The Full Pharma Characterisation Workflow at MNRDC
Step 1: Submit the API powder sample (minimum 800mg for XRD, any quantity for SEM).
Step 2: XRD analysis – crystal form identification and quantification, 2θ diffractogram with ICDD reference match, Rietveld quantification if multiple phases are present.
Step 3: SEM + EDS – particle morphology imaging at multiple magnifications, particle size range estimation, elemental composition and purity confirmation, area mapping if distribution data is needed.
Step 4: DSC – melting point, glass transition temperature, polymorphic transition temperatures, enthalpy of fusion.

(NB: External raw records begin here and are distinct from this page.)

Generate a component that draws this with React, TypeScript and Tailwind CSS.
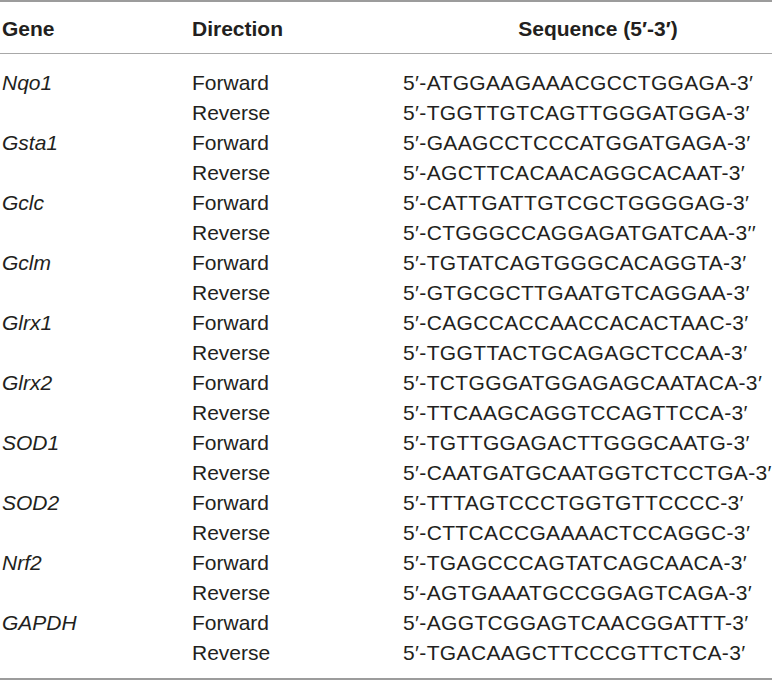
const rows: [string, string, string][] = [
	['Nqo1', '5′-ATGGAAGAAACGCCTGGAGA-3′', '5′-TGGTTGTCAGTTGGGATGGA-3′'],
	['Gsta1', '5′-GAAGCCTCCCATGGATGAGA-3′', '5′-AGCTTCACAACAGGCACAAT-3′'],
	['Gclc', '5′-CATTGATTGTCGCTGGGGAG-3′', '5′-CTGGGCCAGGAGATGATCAA-3′′'],
	['Gclm', '5′-TGTATCAGTGGGCACAGGTA-3′', '5′-GTGCGCTTGAATGTCAGGAA-3′'],
	['Glrx1', '5′-CAGCCACCAACCACACTAAC-3′', '5′-TGGTTACTGCAGAGCTCCAA-3′'],
	['Glrx2', '5′-TCTGGGATGGAGAGCAATACA-3′', '5′-TTCAAGCAGGTCCAGTTCCA-3′'],
	['SOD1', '5′-TGTTGGAGACTTGGGCAATG-3′', '5′-CAATGATGCAATGGTCTCCTGA-3′'],
	['SOD2', '5′-TTTAGTCCCTGGTGTTCCCC-3′', '5′-CTTCACCGAAAACTCCAGGC-3′'],
	['Nrf2', '5′-TGAGCCCAGTATCAGCAACA-3′', '5′-AGTGAAATGCCGGAGTCAGA-3′'],
	['GAPDH', '5′-AGGTCGGAGTCAACGGATTT-3′', '5′-TGACAAGCTTCCCGTTCTCA-3′'],
]

export default function App() {
	return (
		<div className="h-[681px] w-[772px] bg-white font-['Liberation_Sans',Arial,sans-serif] text-[21px] text-[#231f20]">
			<div className="border-t-2 border-b-2 border-[#9c9c9c]">
				<div className="grid h-[52px] grid-cols-[190px_211px_1fr] items-center border-b border-[#a8a8a8] pt-[3px] pl-[2px] font-bold">
					<div>Gene</div>
					<div>Direction</div>
					<div className="pl-[21px] text-center">Sequence (5′-3′)</div>
				</div>
				<div className="pt-[13px] pb-[11px]">
					{rows.map(([gene, fwd, rev]) => (
						<div key={gene}>
							<div className="grid h-[30px] grid-cols-[190px_211px_1fr] items-center pl-[2px]">
								<div className="italic">{gene}</div>
								<div>Forward</div>
								<div className="tracking-[0.35px]">{fwd}</div>
							</div>
							<div className="grid h-[30px] grid-cols-[190px_211px_1fr] items-center pl-[2px]">
								<div></div>
								<div>Reverse</div>
								<div className="tracking-[0.35px]">{rev}</div>
							</div>
						</div>
					))}
				</div>
			</div>
		</div>
	)
}
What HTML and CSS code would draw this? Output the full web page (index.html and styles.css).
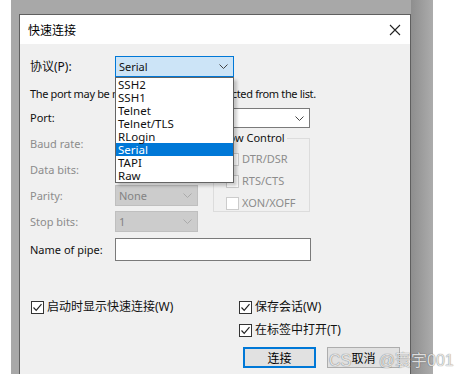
FILE: index.html
```html
<!DOCTYPE html>
<html lang="zh-CN">
<head>
  <meta charset="UTF-8">
  <meta name="viewport" content="width=device-width, initial-scale=1.0">
  <title>快速连接</title>
  <link rel="stylesheet" href="styles.css">
</head>
<body>
  <div class="backdrop">
    <div class="dialog">
      <div class="titlebar">
        <span class="title">快速连接</span>
        <svg class="close" width="12" height="12" viewBox="0 0 12 12">
          <path d="M1 1 L11 11 M11 1 L1 11" stroke="#222" stroke-width="1.1" fill="none"/>
        </svg>
      </div>

      <div class="content">
        <!-- 协议 + 下拉列表 -->
        <div class="row row-protocol">
          <label class="label zh">协议(P):</label>
          <div class="combo combo-active">
            <span>Serial</span>
            <svg class="chevron" width="9" height="5" viewBox="0 0 9 5"><polyline points="0.5,0.5 4.5,4.5 8.5,0.5" fill="none" stroke="#444" stroke-width="1"/></svg>
          </div>
          <ul class="dropdown">
            <li>SSH2</li>
            <li>SSH1</li>
            <li>Telnet</li>
            <li>Telnet/TLS</li>
            <li>RLogin</li>
            <li class="selected">Serial</li>
            <li>TAPI</li>
            <li>Raw</li>
          </ul>
        </div>

        <p class="note">The port may be manually entered or selected from the list.</p>

        <div class="row row-port">
          <label class="label">Port:</label>
          <div class="combo combo-port">
            <span></span>
            <svg class="chevron" width="9" height="5" viewBox="0 0 9 5"><polyline points="0.5,0.5 4.5,4.5 8.5,0.5" fill="none" stroke="#444" stroke-width="1"/></svg>
          </div>
        </div>

        <div class="serial-grid">
          <div class="serial-fields">
            <div class="row">
              <label class="label disabled">Baud rate:</label>
              <div class="combo combo-disabled"><span>9600</span><svg class="chevron" width="9" height="5" viewBox="0 0 9 5"><polyline points="0.5,0.5 4.5,4.5 8.5,0.5" fill="none" stroke="#aaa" stroke-width="1"/></svg></div>
            </div>
            <div class="row">
              <label class="label disabled">Data bits:</label>
              <div class="combo combo-disabled"><span>8</span><svg class="chevron" width="9" height="5" viewBox="0 0 9 5"><polyline points="0.5,0.5 4.5,4.5 8.5,0.5" fill="none" stroke="#aaa" stroke-width="1"/></svg></div>
            </div>
            <div class="row">
              <label class="label disabled">Parity:</label>
              <div class="combo combo-disabled"><span>None</span><svg class="chevron" width="9" height="5" viewBox="0 0 9 5"><polyline points="0.5,0.5 4.5,4.5 8.5,0.5" fill="none" stroke="#aaa" stroke-width="1"/></svg></div>
            </div>
            <div class="row">
              <label class="label disabled">Stop bits:</label>
              <div class="combo combo-disabled"><span>1</span><svg class="chevron" width="9" height="5" viewBox="0 0 9 5"><polyline points="0.5,0.5 4.5,4.5 8.5,0.5" fill="none" stroke="#aaa" stroke-width="1"/></svg></div>
            </div>
          </div>

          <fieldset class="flow">
            <legend>Flow Control</legend>
            <div class="check disabled"><span class="box"></span>DTR/DSR</div>
            <div class="check disabled"><span class="box"></span>RTS/CTS</div>
            <div class="check disabled"><span class="box"></span>XON/XOFF</div>
          </fieldset>
        </div>

        <div class="row row-pipe">
          <label class="label">Name of pipe:</label>
          <div class="textbox"></div>
        </div>

        <div class="options">
          <div class="options-left">
            <div class="check zh"><span class="box checked"><svg width="11" height="11" viewBox="0 0 11 11"><polyline points="1.5,5.5 4.2,8.3 9.5,2.2" fill="none" stroke="#222" stroke-width="1.2"/></svg></span>启动时显示快速连接(W)</div>
          </div>
          <div class="options-right">
            <div class="check zh"><span class="box checked"><svg width="11" height="11" viewBox="0 0 11 11"><polyline points="1.5,5.5 4.2,8.3 9.5,2.2" fill="none" stroke="#222" stroke-width="1.2"/></svg></span>保存会话(W)</div>
            <div class="check zh"><span class="box checked"><svg width="11" height="11" viewBox="0 0 11 11"><polyline points="1.5,5.5 4.2,8.3 9.5,2.2" fill="none" stroke="#222" stroke-width="1.2"/></svg></span>在标签中打开(T)</div>
          </div>
        </div>

        <div class="buttons">
          <button class="btn btn-default">连接</button>
          <button class="btn">取消</button>
        </div>
      </div>
    </div>
  </div>

  <div class="watermark">CS<span class="wm-faint">DN</span> @寰宇001</div>
</body>
</html>
```

FILE: styles.css
```css
body {
  margin: 0;
  background: #fff;
  font-family: "Noto Sans", "Noto Sans CJK SC", sans-serif;
  font-size: 11px;
  color: #111;
  overflow: hidden;
  height: 374px;
}

.zh {
  font-size: 12px;
}

.backdrop {
  margin-left: 11px;
  width: 422px;
  height: 374px;
  padding: 14px 0 0 8px;
  box-sizing: border-box;
  overflow: hidden;
  background: linear-gradient(to right, #a8a8a8 0, #a8a8a8 400px, #8e8e8e 400px, #acacac 422px);
}

.dialog {
  width: 392px;
  height: 380px;
  box-sizing: border-box;
  border: 1px solid #5f5f5f;
  background: #f0f0f0;
}

.titlebar {
  height: 29px;
  background: #fff;
  display: flex;
  align-items: center;
  justify-content: space-between;
  padding: 0 8px;
}

.title {
  font-size: 12px;
  color: #000;
}

.close {
  margin-right: 1px;
}

.content {
  padding: 12px 10px 0 10px;
}

.row {
  display: flex;
  align-items: center;
}

.row-protocol {
  position: relative;
  height: 21px;
}

.label {
  width: 85px;
  flex: none;
  line-height: 14px;
}

.label.disabled {
  color: #8c8c8c;
}

.combo {
  box-sizing: border-box;
  height: 21px;
  display: flex;
  align-items: center;
  justify-content: space-between;
  padding: 0 5px 0 3px;
  border: 1px solid #7a7a7a;
  background: #fff;
  line-height: 14px;
}

.combo-active {
  width: 119px;
  background: #cce4f7;
  border-color: #0078d7;
}

.dropdown {
  position: absolute;
  left: 85px;
  top: 21px;
  width: 119px;
  box-sizing: border-box;
  margin: 0;
  padding: 0;
  list-style: none;
  background: #fff;
  border: 1px solid #646464;
  box-shadow: 3px 3px 3px rgba(0, 0, 0, 0.2);
  z-index: 5;
}

.dropdown li {
  height: 13px;
  line-height: 13px;
  padding-left: 2px;
  font-size: 11.5px;
}

.dropdown li.selected {
  background: #0078d7;
  color: #fff;
}

.note {
  margin: 10px 0 0 0;
  line-height: 14px;
  white-space: nowrap;
  letter-spacing: -0.35px;
}

.row-port {
  margin-top: 7px;
}

.combo-port {
  width: 195px;
  height: 20px;
}

.serial-grid {
  display: grid;
  grid-template-columns: 168px 97px;
  column-gap: 15px;
  margin-top: 5px;
}

.serial-fields {
  display: flex;
  flex-direction: column;
  gap: 5px;
}

.combo-disabled {
  width: 83px;
  background: #cccccc;
  border-color: #bfbfbf;
  color: #838383;
}

.flow {
  margin: -2px 0 0 0;
  padding: 3px 0 0 12px;
  height: 81px;
  box-sizing: border-box;
  border: 1px solid #dcdcdc;
  min-width: 0;
}

.flow legend {
  padding: 0 2px;
  margin-left: -8px;
  line-height: 14px;
}

.check {
  display: flex;
  align-items: center;
  height: 16px;
  line-height: 16px;
  white-space: nowrap;
}

.flow .check {
  height: 22px;
}

.check.disabled {
  color: #8c8c8c;
}

.box {
  width: 13px;
  height: 13px;
  box-sizing: border-box;
  border: 1px solid #cccccc;
  background: #fff;
  margin-right: 3px;
  display: flex;
  align-items: center;
  justify-content: center;
  flex: none;
}

.box.checked {
  border-color: #333;
}

.row-pipe {
  margin-top: 6px;
}

.textbox {
  width: 196px;
  height: 23px;
  box-sizing: border-box;
  border: 1px solid #7a7a7a;
  background: #fff;
}

.options {
  display: flex;
  margin-top: 38px;
}

.options-left {
  width: 208px;
  padding-left: 1px;
}

.options-right {
  display: flex;
  flex-direction: column;
  gap: 7px;
}

.buttons {
  display: flex;
  justify-content: flex-end;
  gap: 11px;
  margin-top: 9px;
}

.btn {
  width: 73px;
  height: 21px;
  box-sizing: border-box;
  border: 1px solid #adadad;
  background: #e1e1e1;
  font-family: "Noto Sans", "Noto Sans CJK SC", sans-serif;
  font-size: 12px;
  color: #000;
  padding: 0;
}

.btn-default {
  border: 2px solid #0078d7;
}

.watermark {
  position: absolute;
  left: 329px;
  top: 347px;
  font-family: "Liberation Sans", "Noto Sans CJK SC", sans-serif;
  font-size: 16px;
  color: rgba(248, 248, 248, 0.85);
  text-shadow: 0 0 1px rgba(0, 0, 0, 0.4), 0 0 1px rgba(0, 0, 0, 0.3);
  z-index: 10;
}

.wm-faint {
  opacity: 0.12;
}
```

Step 5: Data delivery – all raw and processed files, instrument metadata, and report formatted for direct inclusion in CTD Module 3.2.S or in-house QC specifications. Timeline: 10 working days standard; 1 working day urgent.
For pharmaceutical companies requiring ongoing batch release testing, repeat characterisation of development batches, or scale-up monitoring (where polymorphic transformation risk is highest), the MNRDC offers NDA-protected data arrangements and IP frameworks for industry partners. Approximately 60% of MNRDC industry clients are repeat users, a direct indicator of the reliability of results and consistency of service.
FAQ SECTION
What is API polymorphism and why does it matter for pharmaceuticals?
API polymorphism is the ability of a drug substance to exist in more than one crystalline form (polymorph). Different polymorphs of the same API can have dramatically different solubility, dissolution rate, stability, and bioavailability.
Can MNRDC at Parul University provide pharmaceutical characterisation data for regulatory submissions?
Yes. The MNRDC delivers XRD, SEM, and EDS data with full instrument metadata (2θ range, CuKα wavelength, accelerating voltage, working distance, scale bars) formatted for direct inclusion in CTD Module 3.2.S regulatory submissions. NDA arrangements are available for industry clients requiring data confidentiality.
What pharmaceutical companies use the MNRDC at Parul University?
Famous industry clients at the MNRDC include BDR Pharmaceuticals, BDR Lifescience, AMI Lifesciences, and Nomisma Healthcare, among 15+ total industry clients. Approximately 60% of industry clients are repeat users.